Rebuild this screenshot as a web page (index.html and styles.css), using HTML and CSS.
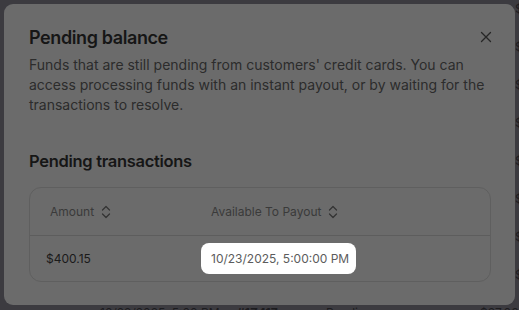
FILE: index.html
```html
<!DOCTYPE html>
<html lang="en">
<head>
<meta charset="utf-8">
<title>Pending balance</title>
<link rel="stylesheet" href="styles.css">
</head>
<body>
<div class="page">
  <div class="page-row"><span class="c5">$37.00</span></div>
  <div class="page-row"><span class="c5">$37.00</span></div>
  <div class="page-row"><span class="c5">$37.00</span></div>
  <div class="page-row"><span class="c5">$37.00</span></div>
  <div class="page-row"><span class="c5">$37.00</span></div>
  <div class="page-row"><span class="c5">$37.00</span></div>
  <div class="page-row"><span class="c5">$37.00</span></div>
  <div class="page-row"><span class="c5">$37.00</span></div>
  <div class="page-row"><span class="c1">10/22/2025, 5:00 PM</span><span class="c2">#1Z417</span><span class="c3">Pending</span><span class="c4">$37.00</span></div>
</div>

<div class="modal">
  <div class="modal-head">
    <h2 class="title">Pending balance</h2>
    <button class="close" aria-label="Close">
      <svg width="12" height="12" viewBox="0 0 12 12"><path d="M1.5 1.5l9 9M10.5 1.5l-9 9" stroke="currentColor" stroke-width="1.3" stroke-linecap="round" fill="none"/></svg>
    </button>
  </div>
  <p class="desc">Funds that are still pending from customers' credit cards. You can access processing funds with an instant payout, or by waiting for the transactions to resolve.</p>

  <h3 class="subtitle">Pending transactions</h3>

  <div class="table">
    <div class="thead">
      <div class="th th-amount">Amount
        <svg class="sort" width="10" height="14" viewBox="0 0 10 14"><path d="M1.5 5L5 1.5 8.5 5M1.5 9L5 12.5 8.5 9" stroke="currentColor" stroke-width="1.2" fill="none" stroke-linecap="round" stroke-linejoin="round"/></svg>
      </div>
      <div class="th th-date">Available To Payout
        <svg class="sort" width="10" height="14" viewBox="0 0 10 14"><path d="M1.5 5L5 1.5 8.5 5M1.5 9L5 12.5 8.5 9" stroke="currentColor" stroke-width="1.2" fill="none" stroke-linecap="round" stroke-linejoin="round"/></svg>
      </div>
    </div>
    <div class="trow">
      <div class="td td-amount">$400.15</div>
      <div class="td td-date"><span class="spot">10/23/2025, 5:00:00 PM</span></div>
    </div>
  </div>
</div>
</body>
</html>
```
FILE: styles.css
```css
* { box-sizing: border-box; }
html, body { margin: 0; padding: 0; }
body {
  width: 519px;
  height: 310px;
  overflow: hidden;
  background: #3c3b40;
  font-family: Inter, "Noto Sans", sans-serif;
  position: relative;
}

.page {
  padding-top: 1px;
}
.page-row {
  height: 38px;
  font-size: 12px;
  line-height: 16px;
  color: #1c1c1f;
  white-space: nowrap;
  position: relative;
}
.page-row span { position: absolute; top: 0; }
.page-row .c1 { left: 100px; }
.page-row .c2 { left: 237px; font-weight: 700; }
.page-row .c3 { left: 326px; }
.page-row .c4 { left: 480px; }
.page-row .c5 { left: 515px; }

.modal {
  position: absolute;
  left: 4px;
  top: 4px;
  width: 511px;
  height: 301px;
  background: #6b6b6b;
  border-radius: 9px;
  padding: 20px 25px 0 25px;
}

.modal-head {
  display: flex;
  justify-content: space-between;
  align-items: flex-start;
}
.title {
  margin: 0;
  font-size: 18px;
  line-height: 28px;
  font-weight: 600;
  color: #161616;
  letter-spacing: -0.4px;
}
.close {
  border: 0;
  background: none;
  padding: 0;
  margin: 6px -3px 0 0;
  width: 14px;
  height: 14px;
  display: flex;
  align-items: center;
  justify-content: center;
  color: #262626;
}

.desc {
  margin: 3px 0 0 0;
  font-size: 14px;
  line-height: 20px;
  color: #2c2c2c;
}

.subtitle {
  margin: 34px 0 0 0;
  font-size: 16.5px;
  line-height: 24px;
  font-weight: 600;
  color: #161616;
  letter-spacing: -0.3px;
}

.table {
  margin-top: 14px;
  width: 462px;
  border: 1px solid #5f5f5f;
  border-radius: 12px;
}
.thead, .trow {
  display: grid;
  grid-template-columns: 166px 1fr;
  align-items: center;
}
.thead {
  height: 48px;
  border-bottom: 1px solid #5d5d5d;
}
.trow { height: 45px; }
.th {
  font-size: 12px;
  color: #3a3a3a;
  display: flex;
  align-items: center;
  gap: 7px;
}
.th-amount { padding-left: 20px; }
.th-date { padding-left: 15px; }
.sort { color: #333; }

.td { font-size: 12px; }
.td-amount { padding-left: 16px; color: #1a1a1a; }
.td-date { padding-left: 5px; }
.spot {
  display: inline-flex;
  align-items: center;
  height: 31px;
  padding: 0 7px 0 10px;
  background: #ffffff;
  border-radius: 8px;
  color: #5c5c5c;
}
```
-*-
**Given request:** Set down the complete material exactly, but do not include the images.

**The answer:**
Rebuild this screenshot as a web page (index.html and styles.css), using HTML and CSS.
FILE: index.html
```html
<!DOCTYPE html>
<html lang="en">
<head>
<meta charset="utf-8">
<title>Pending balance</title>
<link rel="stylesheet" href="styles.css">
</head>
<body>
<div class="page">
  <div class="page-row"><span class="c5">$37.00</span></div>
  <div class="page-row"><span class="c5">$37.00</span></div>
  <div class="page-row"><span class="c5">$37.00</span></div>
  <div class="page-row"><span class="c5">$37.00</span></div>
  <div class="page-row"><span class="c5">$37.00</span></div>
  <div class="page-row"><span class="c5">$37.00</span></div>
  <div class="page-row"><span class="c5">$37.00</span></div>
  <div class="page-row"><span class="c5">$37.00</span></div>
  <div class="page-row"><span class="c1">10/22/2025, 5:00 PM</span><span class="c2">#1Z417</span><span class="c3">Pending</span><span class="c4">$37.00</span></div>
</div>

<div class="modal">
  <div class="modal-head">
    <h2 class="title">Pending balance</h2>
    <button class="close" aria-label="Close">
      <svg width="12" height="12" viewBox="0 0 12 12"><path d="M1.5 1.5l9 9M10.5 1.5l-9 9" stroke="currentColor" stroke-width="1.3" stroke-linecap="round" fill="none"/></svg>
    </button>
  </div>
  <p class="desc">Funds that are still pending from customers' credit cards. You can access processing funds with an instant payout, or by waiting for the transactions to resolve.</p>

  <h3 class="subtitle">Pending transactions</h3>

  <div class="table">
    <div class="thead">
      <div class="th th-amount">Amount
        <svg class="sort" width="10" height="14" viewBox="0 0 10 14"><path d="M1.5 5L5 1.5 8.5 5M1.5 9L5 12.5 8.5 9" stroke="currentColor" stroke-width="1.2" fill="none" stroke-linecap="round" stroke-linejoin="round"/></svg>
      </div>
      <div class="th th-date">Available To Payout
        <svg class="sort" width="10" height="14" viewBox="0 0 10 14"><path d="M1.5 5L5 1.5 8.5 5M1.5 9L5 12.5 8.5 9" stroke="currentColor" stroke-width="1.2" fill="none" stroke-linecap="round" stroke-linejoin="round"/></svg>
      </div>
    </div>
    <div class="trow">
      <div class="td td-amount">$400.15</div>
      <div class="td td-date"><span class="spot">10/23/2025, 5:00:00 PM</span></div>
    </div>
  </div>
</div>
</body>
</html>
```
FILE: styles.css
```css
* { box-sizing: border-box; }
html, body { margin: 0; padding: 0; }
body {
  width: 519px;
  height: 310px;
  overflow: hidden;
  background: #3c3b40;
  font-family: Inter, "Noto Sans", sans-serif;
  position: relative;
}

.page {
  padding-top: 1px;
}
.page-row {
  height: 38px;
  font-size: 12px;
  line-height: 16px;
  color: #1c1c1f;
  white-space: nowrap;
  position: relative;
}
.page-row span { position: absolute; top: 0; }
.page-row .c1 { left: 100px; }
.page-row .c2 { left: 237px; font-weight: 700; }
.page-row .c3 { left: 326px; }
.page-row .c4 { left: 480px; }
.page-row .c5 { left: 515px; }

.modal {
  position: absolute;
  left: 4px;
  top: 4px;
  width: 511px;
  height: 301px;
  background: #6b6b6b;
  border-radius: 9px;
  padding: 20px 25px 0 25px;
}

.modal-head {
  display: flex;
  justify-content: space-between;
  align-items: flex-start;
}
.title {
  margin: 0;
  font-size: 18px;
  line-height: 28px;
  font-weight: 600;
  color: #161616;
  letter-spacing: -0.4px;
}
.close {
  border: 0;
  background: none;
  padding: 0;
  margin: 6px -3px 0 0;
  width: 14px;
  height: 14px;
  display: flex;
  align-items: center;
  justify-content: center;
  color: #262626;
}

.desc {
  margin: 3px 0 0 0;
  font-size: 14px;
  line-height: 20px;
  color: #2c2c2c;
}

.subtitle {
  margin: 34px 0 0 0;
  font-size: 16.5px;
  line-height: 24px;
  font-weight: 600;
  color: #161616;
  letter-spacing: -0.3px;
}

.table {
  margin-top: 14px;
  width: 462px;
  border: 1px solid #5f5f5f;
  border-radius: 12px;
}
.thead, .trow {
  display: grid;
  grid-template-columns: 166px 1fr;
  align-items: center;
}
.thead {
  height: 48px;
  border-bottom: 1px solid #5d5d5d;
}
.trow { height: 45px; }
.th {
  font-size: 12px;
  color: #3a3a3a;
  display: flex;
  align-items: center;
  gap: 7px;
}
.th-amount { padding-left: 20px; }
.th-date { padding-left: 15px; }
.sort { color: #333; }

.td { font-size: 12px; }
.td-amount { padding-left: 16px; color: #1a1a1a; }
.td-date { padding-left: 5px; }
.spot {
  display: inline-flex;
  align-items: center;
  height: 31px;
  padding: 0 7px 0 10px;
  background: #ffffff;
  border-radius: 8px;
  color: #5c5c5c;
}
```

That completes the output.